DETERMINING AND EXPRESSING THE FRICTION CHARACTERISTICS OF ICE-COVERED PAVED SURFACES

 

1  There is an operational need for reliable and uniform information concerning the friction characteristics of ice- covered runways. Accurate and reliable indications of surface friction characteristics can be obtained by friction measuring devices; however, further experience is required to correlate the results obtained by such equipment with aircraft performance, owing to the many variables involved, such as: aircraft mass, speed, braking mechanism, tire and under-carriage characteristics.

 

2  The friction coefficient should be measured if a runway is covered wholly or partly by ice and repeated as conditions change. Friction measurements and/or braking action assessments on surfaces other than runways should be made when an unsatisfactory friction condition can be expected on such surfaces.

 

3 The measurement of the friction coefficient provides the best basis for determining surface friction conditions. The value of surface friction should be the maximum value which occurs when a wheel is slipping but still rolling. Various friction measuring devices may be used. As there is an operational need for uniformity in the method of assessing and reporting runway friction conditions, the measurements should preferably be made with equipment which provides continuous measuring of the maximum friction along the entire runway. Measuring techniques and information on limitations of the various friction measuring devices and precautions to be observed are given in EAC 139-19.

 

4  A chart, based on results of tests conducted on selected ice- covered surfaces, showing the correlation between certain friction measuring devices on ice- or covered surfaces is presented in EAC 139-19.

 

5  The friction conditions of a runway should be expressed as “braking action information” in terms of the measured friction coefficient p or estimated braking action. Specific numerical p values are necessarily related to the design and construction of each friction measuring device as well as to the surface being measured and the speed employed.

 

6 The table below with associated descriptive terms was developed from friction data collected only in compacted ice and should not therefore be taken to be absolute values applicable in all conditions. If the surface is affected by ice and the braking action is reported as “good”, pilots should not expect to find conditions as good as on a clean dry runway (where the available friction may well be greater than that needed in any case). The value “good” is a comparative value and is intended to mean that aeroplanes should not experience directional control or braking difficulties, especially when landing.

 

 

7 It has been found necessary to provide surface friction information for each third of a runway. The thirds are called A, B and C. For the purpose of reporting information to aeronautical service units, section A is always the section associated with the lower runway designation number. When giving landing information to a pilot before landing, the sections are however referred to as first, second or third part of the runway. The first part always means the first third of the runway as seen in the direction of landing. Friction measurements are made along two lines parallel to the runway, i.e. along a line on each side of the centre line approximately 3 m or that distance from the centre line at which most operations take place. The objective of the tests is to determine the mean friction value for sections A, B and C. In cases where a continuous friction measuring device is used, the mean values are obtained from the friction values recorded for each section. The distance between each test point should be approximately 10 per cent of the usable length of the runway. If it is decided that a single test line on one side of the runway centre line gives adequate coverage of the runway, then it follows that each third of the runway should have three tests carried out on it. Test results and calculated mean friction values are entered in a special form (see EAC 139-19).

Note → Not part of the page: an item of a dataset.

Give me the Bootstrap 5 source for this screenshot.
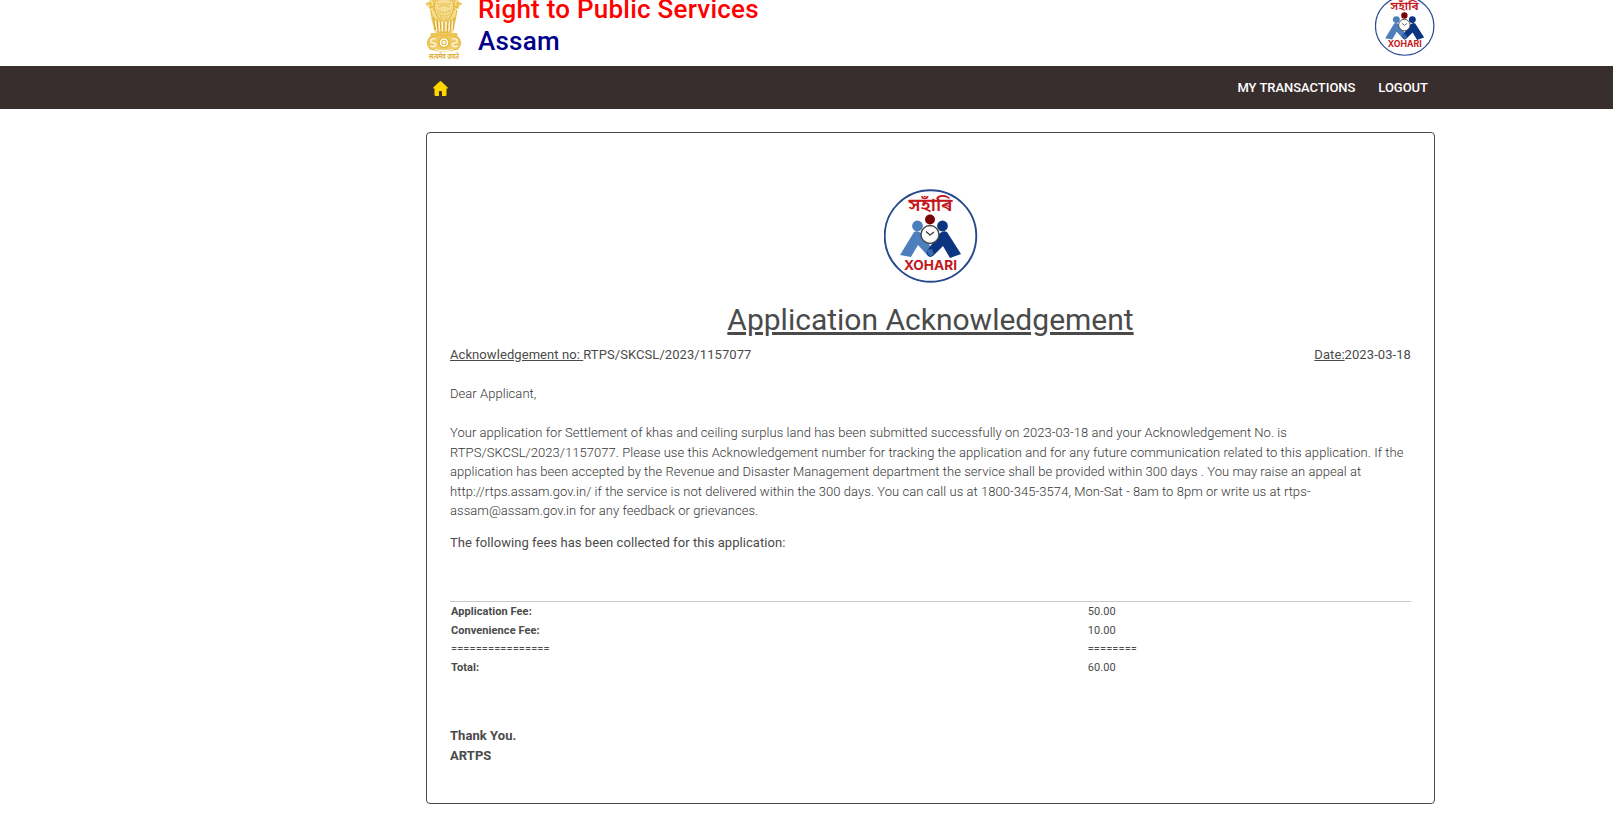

Note: Where applicable, figures for stopway friction value should also be made available on request.

 

8  A continuous friction measuring device (e.g. Skiddometer, Surface Friction Tester, Mu-meter, Runway Friction Tester or Grip Tester), can be used for measuring the friction values for compacted ice-covered runways. A decelerometer (e.g. Tapley Meter or Brakemeter - Dynometer) may be used on certain surface conditions, e.g. compacted ice. Other friction measuring devices can be used, provided they have been correlated with at least one of the types mentioned above. A decelerometer should not be used in slush, as it can give misleading friction values. Other friction measuring devices can also give misleading friction values under certain combinations of contaminants and air/pavement temperature.

 

9  EAC 139-19 provides guidance on the uniform use of test equipment to achieve compatible test results and other information on removal of surface contamination and improvement of friction conditions.